This is What You Thought You Bought, This is What You Bought, and This is What You Are Paying For

shell-game

The Brownsville Independent School District, a 7,400 life school district located in deep South Texas, recently went out for a Request for Proposals for their self-funded employee health insurance program. The district developed proposal specifications internally, advertised for public proposals, then hired an independent fee based insurance consultant to review the submissions acquired as a result of this process, negotiate with vendors and make recommendations to the BISD Board of Trustees.

Dispite being the largest employer south of San Antonio, the BISD does not employ an in-house professional risk manager or staff with the experience and qualifications to manage a $40 million self-funded health plan. The BISD has historically relied on outside insurance experts to assist in the management of the plan.

Based on the recommendations of the consultant, the BISD awarded the group health contract to a new third party administrator as the best and lowest proposal. The consultant represented to the Board of Trustees that the move would save the district money in administrative costs, as well as an estimated savings in claims of $4.5 to $5 million.

The vendor who lost the business cried foul. On public record, they provided a line by line rebuttle of the consultant’s recommendation and urged the BISD to audit the process and reconsider their decision to move.  This peaked our curiosity. We asked the BISD to provide us information under the Open Records Act.

As of this post, we have not received all the information we have requested, however we have enough so far to place doubt as to the integrity of the RFP process.

In reviewing the consultant’s spreadsheet that was presented to the BISD Board of Trustees, with a comparison to the Administrative Services Agreement that was executed by Rolando Aguilar, President of the BISD Board of Trustees, we find that in comparing the consultant’s numbers to the actual contract, there is an annual difference in administrative costs of $371,349.36. 

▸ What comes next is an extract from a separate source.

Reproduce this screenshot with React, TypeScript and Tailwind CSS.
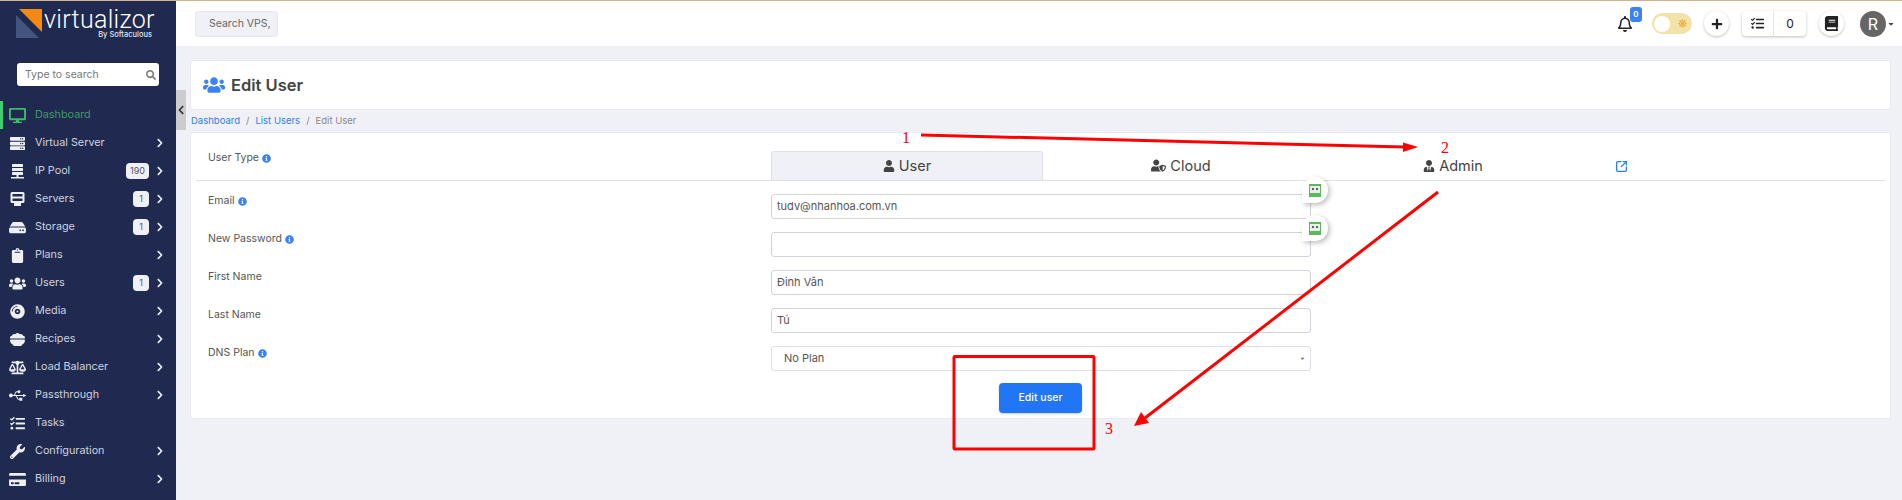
import { SquareArrowOutUpRight } from 'lucide-react';
import {
	FaBalanceScale,
	FaBook,
	FaChevronLeft,
	FaChevronRight,
	FaClipboard,
	FaCompactDisc,
	FaCreditCard,
	FaDesktop,
	FaHdd,
	FaInfoCircle,
	FaPlus,
	FaRegBell,
	FaSearch,
	FaServer,
	FaTasks,
	FaUsb,
	FaUser,
	FaUserShield,
	FaUsers,
	FaUserTie,
	FaWrench,
	FaSun,
	FaCaretDown,
} from 'react-icons/fa';
import { FaBowlFood } from 'react-icons/fa6';

function IpPoolIcon({ className }: { size?: number; className?: string }) {
	return (
		<svg className={className} width="15" height="15" viewBox="0 0 15 15" fill="currentColor">
			<rect x="2" y="0" width="11" height="3" rx="0.5" />
			<rect x="2" y="4" width="11" height="3" rx="0.5" />
			<rect x="2" y="8" width="11" height="3" rx="0.5" />
			<rect x="6.5" y="11" width="2" height="2" />
			<rect x="1" y="13" width="13" height="1.5" />
		</svg>
	);
}

function ServersIcon({ className }: { size?: number; className?: string }) {
	return (
		<svg className={className} width="15" height="15" viewBox="0 0 15 15" fill="currentColor">
			<path d="M2 0h11a1.500 1.500 0 0 1 1.500 1.500v8a1.500 1.500 0 0 1-1.500 1.500h-11a1.500 1.500 0 0 1-1.500-1.500v-8a1.500 1.500 0 0 1 1.500-1.500zM2.500 2v2.500h10v-2.500zM2.500 6.500v2.500h10v-2.500z" fillRule="evenodd" />
			<rect x="4" y="11" width="7" height="3" />
		</svg>
	);
}

const menu = [
	{ label: 'Virtual Server', icon: FaServer, arrow: true },
	{ label: 'IP Pool', icon: IpPoolIcon, badge: '190', arrow: true },
	{ label: 'Servers', icon: ServersIcon, badge: '1', arrow: true },
	{ label: 'Storage', icon: FaHdd, badge: '1', arrow: true },
	{ label: 'Plans', icon: FaClipboard, arrow: true },
	{ label: 'Users', icon: FaUsers, badge: '1', arrow: true },
	{ label: 'Media', icon: FaCompactDisc, arrow: true },
	{ label: 'Recipes', icon: FaBowlFood, arrow: true },
	{ label: 'Load Balancer', icon: FaBalanceScale, arrow: true },
	{ label: 'Passthrough', icon: FaUsb, arrow: true },
	{ label: 'Tasks', icon: FaTasks },
	{ label: 'Configuration', icon: FaWrench, arrow: true },
	{ label: 'Billing', icon: FaCreditCard, arrow: true },
];

function Logo() {
	return (
		<div className="relative h-[47px] shrink-0">
			<svg className="absolute left-[15px] top-[6px]" width="30" height="32" viewBox="0 0 30 32">
				<polygon points="1,8 1,31 24,31" fill="#43557e" />
				<polygon points="4,2 27,2 27,25" fill="#f6890f" />
			</svg>
			<div className="absolute left-[44px] top-[8px] font-[Roboto,sans-serif] text-[25px] leading-[22px] font-light tracking-[0.3px] text-white">
				virtualizor
			</div>
			<div className="absolute right-[24px] top-[30px] text-[7.5px] leading-[8px] font-medium text-[#dfe3ee]">
				By Softaculous
			</div>
		</div>
	);
}

function Sidebar() {
	return (
		<aside className="flex h-full w-[176px] shrink-0 flex-col bg-[#202a50]">
			<Logo />
			<div className="mx-[17px] mt-[15px] flex h-[23px] shrink-0 items-center justify-between rounded-[3px] bg-white pl-2 pr-[3px] text-[10.5px] text-[#777]">
				<span>Type to search</span>
				<FaSearch size={10} className="text-[#777]" />
			</div>
			<div className="mt-[15px] flex h-7 shrink-0 items-center border-l-[3px] border-[#3ecf6e] pl-[6px] text-[10.8px] text-[#3d9a63]">
				<FaDesktop size={17} className="w-[17px] text-[#40b96f]" />
				<span className="ml-[9px]">Dashboard</span>
			</div>
			{menu.map((item) => (
				<div key={item.label} className="flex h-7 shrink-0 items-center pl-[9px] pr-[11px] text-[10.8px] text-[#cfd2de]">
					<item.icon size={15} className="w-[17px] text-[#eef0f5]" />
					<span className="ml-[9px] flex-1">{item.label}</span>
					{item.badge && (
						<span className="mr-[6px] flex h-[16px] min-w-[16px] items-center justify-center rounded-[4px] bg-[#eef0f5] px-1 text-[9px] text-[#555]">
							{item.badge}
						</span>
					)}
					{item.arrow && <FaChevronRight size={10} className="text-[#eef0f5]" />}
				</div>
			))}
		</aside>
	);
}

function Header() {
	return (
		<header className="flex h-[45px] shrink-0 items-center bg-white pl-[19px] pr-[7px]">
			<div className="flex h-[26px] w-[83px] items-center rounded-[3px] border border-[#e6e8f0] bg-[#f0f1f7] pl-[13px] text-[10.5px] text-[#666]">
				Search VPS,
			</div>
			<div className="relative ml-auto flex items-center">
				<div className="relative mr-[19px] flex w-[16px] justify-center">
					<FaRegBell size={16} className="text-[#222]" />
					<span className="absolute left-[13px] top-[-9px] flex h-[15px] w-3 items-center justify-center rounded-[3px] bg-[#3b82f6] text-[8px] font-semibold text-white">
						0
					</span>
				</div>
				<div className="flex h-[21px] w-[40px] items-center justify-between rounded-full bg-[#f3e2a9] px-[2px]">
					<span className="h-[16px] w-[16px] rounded-full bg-white" />
					<FaSun size={9} className="mr-[3px] text-[#eeb23c]" />
				</div>
				<div className="ml-[12px] flex h-[25px] w-[25px] items-center justify-center rounded-full bg-white shadow-[0_1px_3px_rgba(0,0,0,0.25)]">
					<FaPlus size={12} className="text-[#222]" />
				</div>
				<div className="ml-[13px] flex h-[25px] w-[64px] items-center rounded-[4px] bg-white text-[12px] text-[#222] shadow-[0_1px_3px_rgba(0,0,0,0.25)]">
					<div className="flex h-full w-[32px] items-center justify-center border-r border-[#e5e5e5]">
						<FaTasks size={13} />
					</div>
					<div className="flex-1 text-center">0</div>
				</div>
				<div className="ml-[13px] flex h-[25px] w-[25px] items-center justify-center rounded-full bg-white shadow-[0_1px_3px_rgba(0,0,0,0.25)]">
					<FaBook size={15} className="text-[#222]" />
				</div>
				<div className="ml-[16px] flex h-[26px] w-[26px] items-center justify-center rounded-full bg-[#666] text-[16px] text-white">
					R
				</div>
				<FaCaretDown size={8} className="ml-[1px] text-[#444]" />
			</div>
		</header>
	);
}

function Info() {
	return <FaInfoCircle size={9} className="ml-[3px] inline-block text-[#3b82f6]" />;
}

function BitwardenBubble() {
	return (
		<div className="absolute right-[-18px] top-[-18px] z-10 flex h-[26px] w-[26px] items-center justify-center rounded-full rounded-bl-none bg-white shadow-[2px_2px_5px_rgba(0,0,0,0.25)]">
			<svg width="12" height="13" viewBox="0 0 12 13">
				<rect x="0" y="0" width="12" height="13" fill="#5cb85c" />
				<rect x="1" y="2" width="10" height="7" fill="#e8efe8" />
				<circle cx="4" cy="5" r="1" fill="#333" />
				<circle cx="8" cy="5" r="1" fill="#333" />
			</svg>
		</div>
	);
}

function FormRow({ label, info, value, bubble }: { label: string; info?: boolean; value?: string; bubble?: boolean }) {
	return (
		<div className="flex h-[38px] pl-[12px]">
			<div className="w-[563px] pt-[4px] text-[10.5px] leading-[14px] text-[#555]">
				{label}
				{info && <Info />}
			</div>
			<div className="relative mt-[4px] flex h-[25px] w-[540px] items-center rounded-[3px] border border-[#ced4da] bg-white pl-[5px] text-[11px] text-[#555]">
				{value}
				{bubble && <BitwardenBubble />}
			</div>
		</div>
	);
}

function Annotations() {
	return (
		<div className="pointer-events-none absolute inset-0 z-20">
			<svg width="1902" height="500" className="absolute left-0 top-0">
				<line x1="921" y1="134" x2="1405" y2="146" stroke="#f00" strokeWidth="3" />
				<polygon points="1418,146 1403,141.500 1403,151" fill="#f00" />
				<line x1="1438" y1="191" x2="1145" y2="417" stroke="#f00" strokeWidth="3" />
				<polygon points="1134,425 1141,411 1149,422" fill="#f00" />
				<rect x="954" y="355.500" width="140" height="92.500" rx="1" fill="none" stroke="#f00" strokeWidth="3" />
			</svg>
			<span className="absolute left-[902px] top-[129px] font-['Liberation_Serif',serif] text-[16px] leading-[16px] text-[#f00]">1</span>
			<span className="absolute left-[1441px] top-[139px] font-['Liberation_Serif',serif] text-[16px] leading-[16px] text-[#f00]">2</span>
			<span className="absolute left-[1105px] top-[420px] font-['Liberation_Serif',serif] text-[16px] leading-[16px] text-[#f00]">3</span>
		</div>
	);
}

export default function App() {
	return (
		<div className="relative h-[500px] w-[1902px] overflow-hidden border-t border-[#d0b48c] bg-[#f0f1f7] font-['Inter',sans-serif]">
			<div className="flex h-full">
				<Sidebar />
				<main className="flex min-w-0 flex-1 flex-col">
					<Header />
					<div className="relative pl-[14px] pr-[11px] pt-[14px]">
						<div className="absolute left-0 top-[44px] flex h-[40px] w-[10px] items-center justify-center bg-[#ccc]">
							<FaChevronLeft size={10} className="text-[#333]" />
						</div>
						<div className="flex h-[50px] items-center rounded-[3px] border border-[#e8e9ef] bg-white pl-[12px]">
							<FaUsers size={22} className="text-[#3b82f6]" />
							<h1 className="ml-[6px] text-[16.5px] font-semibold text-[#444]">Edit User</h1>
						</div>
						<div className="flex h-[22px] items-center pl-[1px] text-[9.5px] text-[#888]">
							<span className="text-[#2f80ed]">Dashboard</span>
							<span className="mx-[6px]">/</span>
							<span className="text-[#2f80ed]">List Users</span>
							<span className="mx-[6px]">/</span>
							<span>Edit User</span>
						</div>
						<section className="h-[287px] rounded-[3px] border border-[#e8e9ef] bg-white px-[5px] pt-[13px]">
							<div className="flex h-[35px] border-b border-[#dfe0e8] pl-[12px]">
								<div className="w-[563px] pt-[5px] text-[10.5px] leading-[14px] text-[#555]">
									User Type
									<Info />
								</div>
								<div className="mt-[5px] flex h-[29px] w-[272px] items-center justify-center gap-[4px] rounded-t-[3px] border border-b-0 border-[#dfe0e8] bg-[#f0f1f7] text-[14.5px] text-[#444]">
									<FaUser size={12} /> User
								</div>
								<div className="mt-[5px] flex h-[29px] w-[276px] items-center justify-center gap-[4px] text-[14.5px] text-[#444]">
									<FaUserShield size={15} /> Cloud
								</div>
								<div className="mt-[5px] flex h-[29px] w-[268px] items-center justify-center gap-[4px] text-[14.5px] text-[#444]">
									<FaUserTie size={12} /> Admin
								</div>
								<SquareArrowOutUpRight size={13} strokeWidth={2.5} className="ml-[28px] mt-[14px] text-[#2f80ed]" />
							</div>
							<div className="pt-[9px]">
								<FormRow label="Email" info value="tudv@nhanhoa.com.vn" bubble />
								<FormRow label="New Password" info bubble />
								<FormRow label="First Name" value="Đinh Văn" />
								<FormRow label="Last Name" value="Tú" />
								<div className="flex h-[38px] pl-[12px]">
									<div className="w-[563px] pt-[4px] text-[10.5px] leading-[14px] text-[#555]">
										DNS Plan
										<Info />
									</div>
									<div className="relative mt-[4px] flex h-[25px] w-[540px] items-center justify-between rounded-[3px] border border-[#dfe0e8] bg-white pl-[12px] pr-[4px] text-[11px] text-[#555]">
										No Plan
										<FaCaretDown size={7} className="text-[#777]" />
									</div>
								</div>
							</div>
							<div className="mt-[3px] flex pl-[803px]">
								<button className="h-[30px] w-[83px] rounded-[4px] bg-[#2176f5] text-[10.5px] font-medium text-white shadow-[0_1px_2px_rgba(0,0,0,0.2)]">
									Edit user
								</button>
							</div>
						</section>
					</div>
				</main>
			</div>
			<Annotations />
		</div>
	);
}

And, rather than disclosing line item costs in the Administration Agreement, the costs shown are inclusive of various services / products to be included.  That is much like receiving a telephone bill or credit card statement with the total amount due without a line-by-line transaction report to support it.

Since the information we have obtained seems to not support the consultant’s work product, we question other areas of concern that a prudent risk manager should recognise as a fiduciary duty to his client. We have made several additional Open Records requests but to date have not received the information. The BISD has requested an opinion from the Texas Attorney General on some of the items we have requested, as they should do to protect trademark secrets, privacy, etc.

Unfortunately, after reviewing the Administrative Agreement we conclude that some of the contracts involved in the BISD health program will probably be unavailable to public inspection. It appears that the BISD is a third party beneficiary of some of the contracts, and therefore not a party to the contract. If that proves true, not even the BISD will be able to read, review and analyze some to the contracts in place. And, it is our opinion that when you cannot review a contract, you are probably paying more than you should.

BISD Consultant Presentation  BISD Consultant Presentation vs Signed Contract  Consultant Presentation to BISD Board  Exhibit B-Compensation BISD MAA

Editor’s Note: This is just a preliminary review of material received from the BISD. There is much more work to do here in analyzing the data submitted during the RFP process. We will attempt to find every single line item cost associated with this $40 million group health plan. If there are any hidden revenue streams, we will find them in time.

Of particular interest will be the stop loss policy (why did the consultant show only ING? Why did ING increase premium 10% with the TPA they were doing business with versus the TPA who was awarded the business? Was there a better stop loss proposal, with better contract language and lower premium? If so, why was that not shown on the spreadsheet?) Of additional interest will be the Pharmacy Benefit Manager contract – are there fees/commissions within the PBM contract, and if so, what are those fees? Lastly, the PPO contracts will provide useful information as to the claim that the BISD “will save $4.5 – $5 million next year with the new PPO network.”

The BISD Board of Trustees has decided to hire an outside independent auditor to review the BISD health plan, and we applaud that decision. We hope that this is not just lip service to the tax payers of Brownsville.